Supplication à nos dirigeants actuels : faites comme eux, et pour ceux qui étaient de l’aventure, remettez le couvert ! Tout pour rendre à nouveau le mariage impossible. Réveille-toi, madame Non !
Bart, reviens ! Essaye à nouveau de les rendre fous !
Quelques conseils pour rendre l’affaire inextricable.
Aux socialistes : proposer la présidence de la Wallonie à Michel Daerden ou à José Happart.
Aux libéraux : annoncer d’emblée la construction d’une nouvelle centrale nucléaire.
Aux verts, légaliser le cannabis et la coke et établir des accises sur les téléphones portables.

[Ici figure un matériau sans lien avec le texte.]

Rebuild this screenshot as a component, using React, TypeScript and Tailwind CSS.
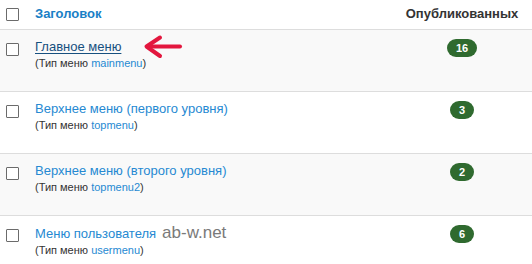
import React from 'react';

interface MenuRow {
  title: string;
  type: string;
  count: number;
  active?: boolean;
  watermark?: string;
}

const ROWS: MenuRow[] = [
  { title: 'Главное меню', type: 'mainmenu', count: 16, active: true },
  { title: 'Верхнее меню (первого уровня)', type: 'topmenu', count: 3 },
  { title: 'Верхнее меню (второго уровня)', type: 'topmenu2', count: 2 },
  { title: 'Меню пользователя', type: 'usermenu', count: 6, watermark: 'ab-w.net' },
];

const Checkbox = () => (
  <span className="block w-[13px] h-[13px] border border-[#6b6b6b] bg-white rounded-[1px]" />
);

const Badge = ({ value }: { value: number }) => (
  <span className="inline-flex items-center justify-center h-[18px] px-[9px] rounded-full bg-[#2f6a2f] text-white text-[11px] font-bold leading-none">
    {value}
  </span>
);

export default function App() {
  return (
    <div className="relative w-[532px] h-[264px] overflow-hidden bg-white font-['Liberation_Sans',Arial,sans-serif] text-[#333]">
      {/* Header */}
      <div className="flex h-[30px] border-b border-[#dddddd]">
        <div className="w-[35px] pl-[6px] pt-[8px]">
          <Checkbox />
        </div>
        <div className="flex-1 pt-[5px] text-[13px] leading-[18px] font-bold text-[#1a7fc6]">Заголовок</div>
        <div className="w-[140px] pt-[5px] text-center text-[13px] leading-[18px] font-bold text-[#333]">
          Опубликованных
        </div>
      </div>

      {/* Rows */}
      {ROWS.map((row, i) => (
        <div
          key={row.type}
          className={`flex h-[62px] border-b border-[#dddddd] ${i % 2 === 0 ? 'bg-[#f9f9f9]' : 'bg-white'}`}
        >
          <div className="w-[35px] pl-[6px] pt-[13px]">
            <Checkbox />
          </div>
          <div className="flex-1 pt-[8px]">
            <div className="text-[13px] leading-[18px]">
              <span className={row.active ? 'text-[#17507f] underline underline-offset-2' : 'text-[#2689d2]'}>
                {row.title}
              </span>
              {row.watermark && (
                <span className="ml-[6px] text-[17px] leading-none text-[#7a7a7a]">{row.watermark}</span>
              )}
            </div>
            <div className="text-[11px] leading-[15px] text-[#333]">
              (Тип меню <span className="text-[#2689d2]">{row.type}</span>)
            </div>
          </div>
          <div className="w-[140px] pt-[9px] flex justify-center items-start">
            <Badge value={row.count} />
          </div>
        </div>
      ))}

      {/* Red annotation arrow */}
      <svg
        className="absolute left-[140px] top-[32px]"
        width="44"
        height="30"
        viewBox="0 0 44 30"
        fill="none"
        stroke="#e3173e"
        strokeWidth="4"
        strokeLinecap="round"
        strokeLinejoin="round"
      >
        <path d="M40 14.5H8" />
        <path d="M20 5.5L6.5 14.5L20 24" />
      </svg>
    </div>
  );
}
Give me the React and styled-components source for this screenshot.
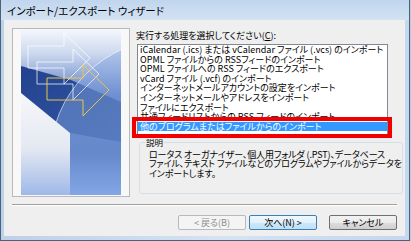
import React from 'react';
import styled, { createGlobalStyle } from 'styled-components';

const jp = `"Noto Sans CJK JP", "Noto Sans", sans-serif`;

const GlobalStyle = createGlobalStyle`
  html, body {
    margin: 0;
    padding: 0;
    background: #b9cbe0;
  }
  body {
    font-family: ${jp};
    font-feature-settings: "palt";
  }
`;

const Window = styled.div`
  width: 410px;
  height: 241px;
  box-sizing: border-box;
  display: flex;
  flex-direction: column;
  background: linear-gradient(to right, #bcd1ea, #d4e3f4 55%, #c3d7ee);
  border: 1px solid #4d6179;
  border-top: none;
`;

const TitleBar = styled.div`
  height: 20px;
  flex: none;
  display: flex;
  align-items: center;
  padding-left: 6px;
  font-size: 10.5px;
  color: #000;
  background: linear-gradient(to bottom, #c0d5ee, #d3e2f3);
`;

const Client = styled.div`
  flex: 1;
  margin: 0 4px 4px 3px;
  padding: 8px 8px 0 8px;
  display: flex;
  flex-direction: column;
  background: #efefef;
`;

const TopRow = styled.div`
  display: flex;
  gap: 6px;
  height: 169px;
`;

const ImageFrame = styled.div`
  width: 119px;
  height: 169px;
  box-sizing: border-box;
  border: 1px solid #b9b9b9;
  padding: 1px 8px 0;
  background: #f8f8f8;
`;

const RightCol = styled.div`
  position: relative;
  flex: 1;
  display: flex;
  flex-direction: column;
  padding-top: 3px;
  font-size: 9px;
`;

const Label = styled.div`
  line-height: 10px;
  color: #000;
  white-space: nowrap;
  u { text-decoration: underline; }
`;

const ListBox = styled.div`
  margin: 3px 0 0 1px;
  width: 251px;
  height: 94px;
  box-sizing: border-box;
  border: 1px solid #828790;
  background: #fff;
  overflow: hidden;
`;

const Item = styled.div`
  height: 9.6px;
  line-height: 9.6px;
  padding-left: 2px;
  white-space: nowrap;
  color: ${p => (p.$selected ? '#fff' : '#000')};
  background: ${p => (p.$selected ? '#3399ff' : 'transparent')};
`;

const Highlight = styled.div`
  position: absolute;
  left: -4px;
  top: 89px;
  width: 260px;
  height: 21px;
  box-sizing: border-box;
  border: 4px solid #f00000;
  pointer-events: none;
`;

const Group = styled.fieldset`
  margin: 0 0 0 3px;
  width: 248px;
  height: 56px;
  box-sizing: border-box;
  border: 1px solid #d5dfe5;
  border-radius: 3px;
  padding: 0 0 0 9px;
`;

const Legend = styled.legend`
  padding: 0 1px;
  margin-left: -4px;
  font-size: 8.5px;
  line-height: 9px;
  color: #000;
`;

const Description = styled.div`
  margin-top: 3px;
  line-height: 9.3px;
  letter-spacing: -0.12px;
  color: #000;
  white-space: nowrap;
`;

const Separator = styled.div`
  margin-top: 7px;
  height: 0;
  border-top: 1px solid #a0a0a0;
  border-bottom: 1px solid #ffffff;
`;

const ButtonRow = styled.div`
  display: flex;
  justify-content: flex-end;
  margin-top: 9px;
  gap: 3px;
`;

const Button = styled.button`
  width: 68px;
  height: 15px;
  padding: 0;
  box-sizing: border-box;
  margin-left: ${p => p.$gapLeft || 0}px;
  font-family: ${jp};
  font-feature-settings: "palt";
  font-size: 9px;
  line-height: 12px;
  border-radius: 2px;
  color: ${p => (p.disabled ? '#8d8d8d' : '#000')};
  border: 1px solid ${p => (p.$primary ? '#3c7fb1' : p.disabled ? '#b6babd' : '#707070')};
  background: ${p =>
    p.$primary
      ? 'linear-gradient(to bottom, #f0f8fd 0%, #e1f1fb 50%, #cde8f9 51%, #bfe1f7 100%)'
      : p.disabled
      ? '#f4f4f4'
      : 'linear-gradient(to bottom, #f2f2f2 0%, #ebebeb 50%, #dddddd 51%, #cfcfcf 100%)'};
`;

const Illustration = () => (
  <svg width="100" height="165" viewBox="0 0 100 165" style={{ display: 'block' }}>
    <defs>
      <linearGradient id="sky" x1="0" y1="0" x2="0" y2="1">
        <stop offset="0" stopColor="#f3f6fc" />
        <stop offset="0.14" stopColor="#cdd9ef" />
        <stop offset="0.4" stopColor="#5a7dc3" />
        <stop offset="0.75" stopColor="#4d71bb" />
        <stop offset="1" stopColor="#82a8ea" />
      </linearGradient>
      <linearGradient id="band" x1="0" y1="0" x2="1" y2="1">
        <stop offset="0" stopColor="#23428e" />
        <stop offset="1" stopColor="#3257a6" />
      </linearGradient>
      <linearGradient id="paper" x1="0" y1="0" x2="0" y2="1">
        <stop offset="0" stopColor="#f7f7f9" />
        <stop offset="0.55" stopColor="#e3e8f2" />
        <stop offset="1" stopColor="#9fb8e8" />
      </linearGradient>
    </defs>
    <rect width="100" height="165" fill="url(#sky)" />
    <polygon points="0,36 50,50 100,72 100,112 49,103 0,63" fill="url(#band)" />
    <circle cx="150" cy="130" r="121" fill="#86a6e0" fillOpacity="0.45" stroke="#ffffff" strokeOpacity="0.6" />
    <polygon points="0,63 49,103 49,165 0,165" fill="url(#paper)" />
    <g fill="none" stroke="#ffffff" strokeWidth="0.9" strokeOpacity="0.8">
      <path d="M7,16 H43 V3 L69,28 L43,54 V38 H7 Z" />
      <path d="M16,32 H52 V19 L78,44 L52,70 V54 H16 Z" />
    </g>
    <path d="M26,48 H62 V35 L88,60 L62,86 V70 H26 Z" fill="none" stroke="#e9c547" strokeWidth="1" />
  </svg>
);

const items = [
  'iCalendar (.ics) または vCalendar ファイル (.vcs) のインポート',
  'OPML ファイルからの RSSフィードのインポート',
  'OPML ファイルへの RSS フィードのエクスポート',
  'vCard ファイル (.vcf) のインポート',
  'インターネットメールアカウントの設定をインポート',
  'インターネットメールやアドレスをインポート',
  'ファイルにエクスポート',
  '共通フィードリストからの RSS フィードのインポート',
  '他のプログラムまたはファイルからのインポート',
];

const App = () => {
  return (
    <>
      <GlobalStyle />
      <Window>
        <TitleBar>インポート/エクスポート ウィザード</TitleBar>
        <Client>
          <TopRow>
            <ImageFrame>
              <Illustration />
            </ImageFrame>
            <RightCol>
              <Label>
                実行する処理を選択してください(<u>C</u>):
              </Label>
              <ListBox>
                {items.map((text, i) => (
                  <Item key={text} $selected={i === items.length - 1}>
                    {text}
                  </Item>
                ))}
              </ListBox>
              <Group>
                <Legend>説明</Legend>
                <Description>
                  ロータス オーガナイザー、個人用フォルダ (.PST)、データベース
                  <br />
                  ファイル、テキスト ファイルなどのプログラムやファイルからデータを
                  <br />
                  インポートします。
                </Description>
              </Group>
              <Highlight />
            </RightCol>
          </TopRow>
          <Separator />
          <ButtonRow>
            <Button disabled>&lt; 戻る(B)</Button>
            <Button $primary>次へ(N) &gt;</Button>
            <Button $gapLeft={9}>キャンセル</Button>
          </ButtonRow>
        </Client>
      </Window>
    </>
  );
};

export default App;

Si ces arguments sont insuffisants pour bloquer les négociations, abordez la question du voile. La pagaille est déjà annoncée depuis qu’une représentante du parti humaniste a décidé de siéger voilée à l’assemblée régionale bruxelloise. Comment refuser l’entrée du voile dans les écoles si l’exemple vient d’en haut ? Bonne chance avec les ailes laïques des partenaires et les syndicats d’enseignants.
Enfin, pour savonner la planche, n’oubliez pas de vous entourer d’ « experts » tous plus aptes les uns que les autres à rendre les choses catastrophiques : quelques noms circulent. Lippens et Frédéric Daerden pour aider les négociateurs à dépatouiller les comptes de la région et organiser les flux bancaires des organismes régionaux. Donfut pour fournir des rapports savants sur le fonctionnement des intercommunales et leur dépolitisation.
Et si, par malheur, les partis finissent par se marier, restera à dissoudre les chambres et à remettre ça aux fédérales.